DATA EXCERPT:
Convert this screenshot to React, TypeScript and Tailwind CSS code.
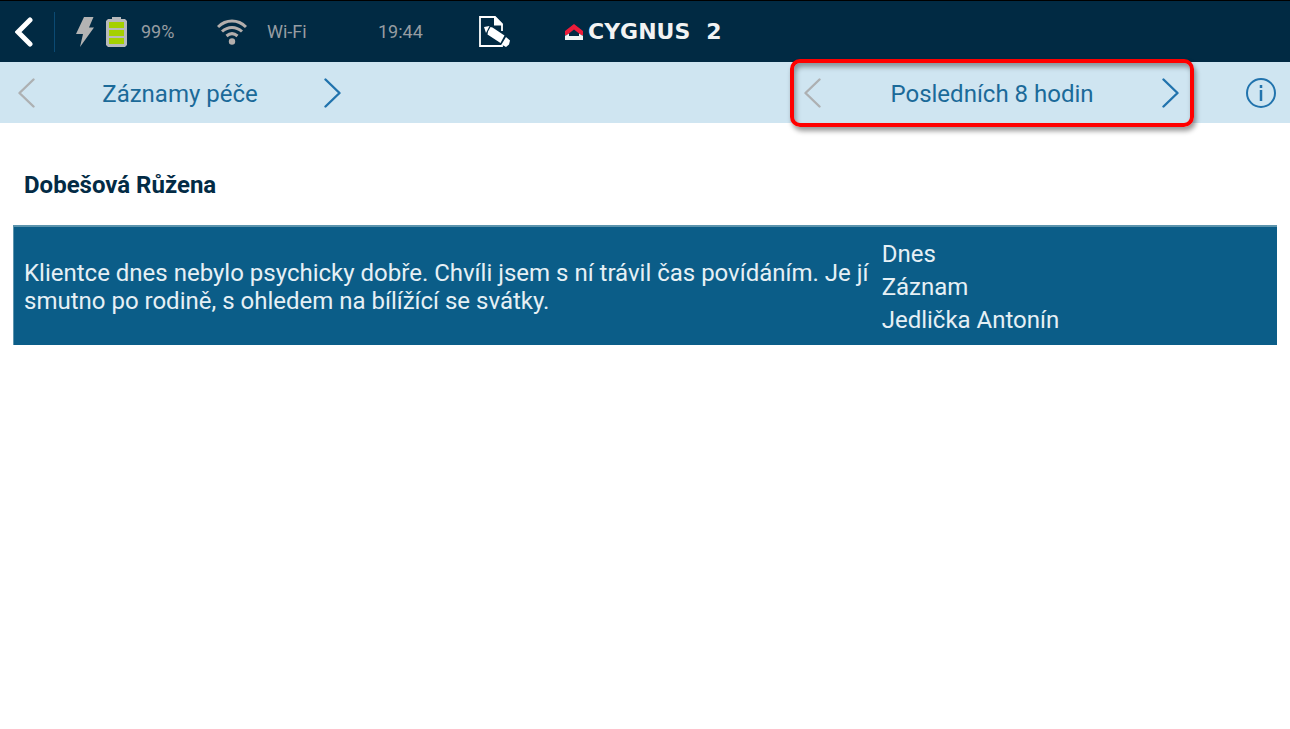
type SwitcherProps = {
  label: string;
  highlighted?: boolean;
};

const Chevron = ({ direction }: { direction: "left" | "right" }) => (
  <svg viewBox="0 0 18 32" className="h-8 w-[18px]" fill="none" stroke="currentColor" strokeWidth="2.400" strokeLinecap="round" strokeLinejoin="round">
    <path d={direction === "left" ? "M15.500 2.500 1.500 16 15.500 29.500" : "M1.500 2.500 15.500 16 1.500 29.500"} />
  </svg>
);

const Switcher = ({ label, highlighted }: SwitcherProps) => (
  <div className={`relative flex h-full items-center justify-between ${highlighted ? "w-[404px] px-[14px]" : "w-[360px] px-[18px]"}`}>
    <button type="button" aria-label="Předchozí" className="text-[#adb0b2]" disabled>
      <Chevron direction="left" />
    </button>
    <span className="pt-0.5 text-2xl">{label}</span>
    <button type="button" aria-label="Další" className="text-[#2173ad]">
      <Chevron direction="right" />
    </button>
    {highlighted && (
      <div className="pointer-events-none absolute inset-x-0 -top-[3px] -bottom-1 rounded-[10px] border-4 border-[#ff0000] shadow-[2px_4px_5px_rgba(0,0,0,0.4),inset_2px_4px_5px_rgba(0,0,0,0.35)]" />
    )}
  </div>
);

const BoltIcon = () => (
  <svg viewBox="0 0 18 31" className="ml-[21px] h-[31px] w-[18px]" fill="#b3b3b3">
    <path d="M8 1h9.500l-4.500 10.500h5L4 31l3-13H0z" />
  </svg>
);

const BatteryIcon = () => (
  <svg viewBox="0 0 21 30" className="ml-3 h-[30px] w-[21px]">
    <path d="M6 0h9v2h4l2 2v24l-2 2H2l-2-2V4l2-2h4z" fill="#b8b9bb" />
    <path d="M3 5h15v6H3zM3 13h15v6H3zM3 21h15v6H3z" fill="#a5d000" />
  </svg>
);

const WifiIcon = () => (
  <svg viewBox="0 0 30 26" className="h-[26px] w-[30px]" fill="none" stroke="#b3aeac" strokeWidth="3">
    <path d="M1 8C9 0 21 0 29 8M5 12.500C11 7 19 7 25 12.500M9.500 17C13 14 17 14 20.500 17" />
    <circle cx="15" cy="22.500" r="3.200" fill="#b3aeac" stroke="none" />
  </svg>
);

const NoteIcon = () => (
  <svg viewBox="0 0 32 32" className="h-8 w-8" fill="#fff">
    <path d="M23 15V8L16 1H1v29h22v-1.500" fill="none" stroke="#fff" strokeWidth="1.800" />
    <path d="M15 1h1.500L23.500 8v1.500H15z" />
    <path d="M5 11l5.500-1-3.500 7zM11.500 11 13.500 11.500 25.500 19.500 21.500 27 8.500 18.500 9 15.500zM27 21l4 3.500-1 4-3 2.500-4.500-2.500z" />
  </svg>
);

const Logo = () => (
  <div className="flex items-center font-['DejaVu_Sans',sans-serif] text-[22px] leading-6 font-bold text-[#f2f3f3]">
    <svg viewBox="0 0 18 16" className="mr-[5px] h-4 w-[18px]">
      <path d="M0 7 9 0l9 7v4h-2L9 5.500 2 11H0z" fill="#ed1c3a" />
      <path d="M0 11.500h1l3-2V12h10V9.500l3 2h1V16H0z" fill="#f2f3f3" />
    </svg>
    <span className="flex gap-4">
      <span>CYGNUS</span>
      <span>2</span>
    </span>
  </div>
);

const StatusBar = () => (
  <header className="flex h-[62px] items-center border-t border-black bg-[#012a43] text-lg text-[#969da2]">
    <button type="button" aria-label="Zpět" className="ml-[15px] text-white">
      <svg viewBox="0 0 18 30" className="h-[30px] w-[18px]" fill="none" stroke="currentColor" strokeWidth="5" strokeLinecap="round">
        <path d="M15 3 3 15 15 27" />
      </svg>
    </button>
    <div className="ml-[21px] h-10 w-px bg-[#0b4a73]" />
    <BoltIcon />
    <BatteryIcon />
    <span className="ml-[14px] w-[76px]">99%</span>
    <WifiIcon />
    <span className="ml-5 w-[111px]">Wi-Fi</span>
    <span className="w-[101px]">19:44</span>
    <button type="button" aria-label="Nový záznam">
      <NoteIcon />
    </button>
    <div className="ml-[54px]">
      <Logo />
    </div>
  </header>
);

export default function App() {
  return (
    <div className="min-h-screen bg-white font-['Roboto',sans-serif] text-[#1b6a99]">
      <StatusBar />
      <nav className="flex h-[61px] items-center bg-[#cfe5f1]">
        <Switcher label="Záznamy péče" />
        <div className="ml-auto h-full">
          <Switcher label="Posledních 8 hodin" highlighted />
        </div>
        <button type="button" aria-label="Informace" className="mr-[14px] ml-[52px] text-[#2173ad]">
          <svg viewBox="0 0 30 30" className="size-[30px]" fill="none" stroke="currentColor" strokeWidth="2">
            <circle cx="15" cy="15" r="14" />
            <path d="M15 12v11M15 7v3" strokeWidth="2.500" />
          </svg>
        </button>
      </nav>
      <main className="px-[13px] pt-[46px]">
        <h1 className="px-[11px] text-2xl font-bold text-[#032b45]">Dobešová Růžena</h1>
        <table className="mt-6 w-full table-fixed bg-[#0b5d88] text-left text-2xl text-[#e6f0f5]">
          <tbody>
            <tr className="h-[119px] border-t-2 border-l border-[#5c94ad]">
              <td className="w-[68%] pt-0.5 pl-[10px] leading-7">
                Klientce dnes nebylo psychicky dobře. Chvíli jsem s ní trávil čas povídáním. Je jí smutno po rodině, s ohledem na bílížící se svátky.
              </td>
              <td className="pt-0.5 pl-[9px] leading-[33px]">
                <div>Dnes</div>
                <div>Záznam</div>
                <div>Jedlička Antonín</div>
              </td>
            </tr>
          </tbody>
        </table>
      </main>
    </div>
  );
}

TASK GOAL:
Restate the data above word for word. Do not include the images.

WORKED ANSWER:
Convert this screenshot to React, TypeScript and Tailwind CSS code.
type SwitcherProps = {
  label: string;
  highlighted?: boolean;
};

const Chevron = ({ direction }: { direction: "left" | "right" }) => (
  <svg viewBox="0 0 18 32" className="h-8 w-[18px]" fill="none" stroke="currentColor" strokeWidth="2.400" strokeLinecap="round" strokeLinejoin="round">
    <path d={direction === "left" ? "M15.500 2.500 1.500 16 15.500 29.500" : "M1.500 2.500 15.500 16 1.500 29.500"} />
  </svg>
);

const Switcher = ({ label, highlighted }: SwitcherProps) => (
  <div className={`relative flex h-full items-center justify-between ${highlighted ? "w-[404px] px-[14px]" : "w-[360px] px-[18px]"}`}>
    <button type="button" aria-label="Předchozí" className="text-[#adb0b2]" disabled>
      <Chevron direction="left" />
    </button>
    <span className="pt-0.5 text-2xl">{label}</span>
    <button type="button" aria-label="Další" className="text-[#2173ad]">
      <Chevron direction="right" />
    </button>
    {highlighted && (
      <div className="pointer-events-none absolute inset-x-0 -top-[3px] -bottom-1 rounded-[10px] border-4 border-[#ff0000] shadow-[2px_4px_5px_rgba(0,0,0,0.4),inset_2px_4px_5px_rgba(0,0,0,0.35)]" />
    )}
  </div>
);

const BoltIcon = () => (
  <svg viewBox="0 0 18 31" className="ml-[21px] h-[31px] w-[18px]" fill="#b3b3b3">
    <path d="M8 1h9.500l-4.500 10.500h5L4 31l3-13H0z" />
  </svg>
);

const BatteryIcon = () => (
  <svg viewBox="0 0 21 30" className="ml-3 h-[30px] w-[21px]">
    <path d="M6 0h9v2h4l2 2v24l-2 2H2l-2-2V4l2-2h4z" fill="#b8b9bb" />
    <path d="M3 5h15v6H3zM3 13h15v6H3zM3 21h15v6H3z" fill="#a5d000" />
  </svg>
);

const WifiIcon = () => (
  <svg viewBox="0 0 30 26" className="h-[26px] w-[30px]" fill="none" stroke="#b3aeac" strokeWidth="3">
    <path d="M1 8C9 0 21 0 29 8M5 12.500C11 7 19 7 25 12.500M9.500 17C13 14 17 14 20.500 17" />
    <circle cx="15" cy="22.500" r="3.200" fill="#b3aeac" stroke="none" />
  </svg>
);

const NoteIcon = () => (
  <svg viewBox="0 0 32 32" className="h-8 w-8" fill="#fff">
    <path d="M23 15V8L16 1H1v29h22v-1.500" fill="none" stroke="#fff" strokeWidth="1.800" />
    <path d="M15 1h1.500L23.500 8v1.500H15z" />
    <path d="M5 11l5.500-1-3.500 7zM11.500 11 13.500 11.500 25.500 19.500 21.500 27 8.500 18.500 9 15.500zM27 21l4 3.500-1 4-3 2.500-4.500-2.500z" />
  </svg>
);

const Logo = () => (
  <div className="flex items-center font-['DejaVu_Sans',sans-serif] text-[22px] leading-6 font-bold text-[#f2f3f3]">
    <svg viewBox="0 0 18 16" className="mr-[5px] h-4 w-[18px]">
      <path d="M0 7 9 0l9 7v4h-2L9 5.500 2 11H0z" fill="#ed1c3a" />
      <path d="M0 11.500h1l3-2V12h10V9.500l3 2h1V16H0z" fill="#f2f3f3" />
    </svg>
    <span className="flex gap-4">
      <span>CYGNUS</span>
      <span>2</span>
    </span>
  </div>
);

const StatusBar = () => (
  <header className="flex h-[62px] items-center border-t border-black bg-[#012a43] text-lg text-[#969da2]">
    <button type="button" aria-label="Zpět" className="ml-[15px] text-white">
      <svg viewBox="0 0 18 30" className="h-[30px] w-[18px]" fill="none" stroke="currentColor" strokeWidth="5" strokeLinecap="round">
        <path d="M15 3 3 15 15 27" />
      </svg>
    </button>
    <div className="ml-[21px] h-10 w-px bg-[#0b4a73]" />
    <BoltIcon />
    <BatteryIcon />
    <span className="ml-[14px] w-[76px]">99%</span>
    <WifiIcon />
    <span className="ml-5 w-[111px]">Wi-Fi</span>
    <span className="w-[101px]">19:44</span>
    <button type="button" aria-label="Nový záznam">
      <NoteIcon />
    </button>
    <div className="ml-[54px]">
      <Logo />
    </div>
  </header>
);

export default function App() {
  return (
    <div className="min-h-screen bg-white font-['Roboto',sans-serif] text-[#1b6a99]">
      <StatusBar />
      <nav className="flex h-[61px] items-center bg-[#cfe5f1]">
        <Switcher label="Záznamy péče" />
        <div className="ml-auto h-full">
          <Switcher label="Posledních 8 hodin" highlighted />
        </div>
        <button type="button" aria-label="Informace" className="mr-[14px] ml-[52px] text-[#2173ad]">
          <svg viewBox="0 0 30 30" className="size-[30px]" fill="none" stroke="currentColor" strokeWidth="2">
            <circle cx="15" cy="15" r="14" />
            <path d="M15 12v11M15 7v3" strokeWidth="2.500" />
          </svg>
        </button>
      </nav>
      <main className="px-[13px] pt-[46px]">
        <h1 className="px-[11px] text-2xl font-bold text-[#032b45]">Dobešová Růžena</h1>
        <table className="mt-6 w-full table-fixed bg-[#0b5d88] text-left text-2xl text-[#e6f0f5]">
          <tbody>
            <tr className="h-[119px] border-t-2 border-l border-[#5c94ad]">
              <td className="w-[68%] pt-0.5 pl-[10px] leading-7">
                Klientce dnes nebylo psychicky dobře. Chvíli jsem s ní trávil čas povídáním. Je jí smutno po rodině, s ohledem na bílížící se svátky.
              </td>
              <td className="pt-0.5 pl-[9px] leading-[33px]">
                <div>Dnes</div>
                <div>Záznam</div>
                <div>Jedlička Antonín</div>
              </td>
            </tr>
          </tbody>
        </table>
      </main>
    </div>
  );
}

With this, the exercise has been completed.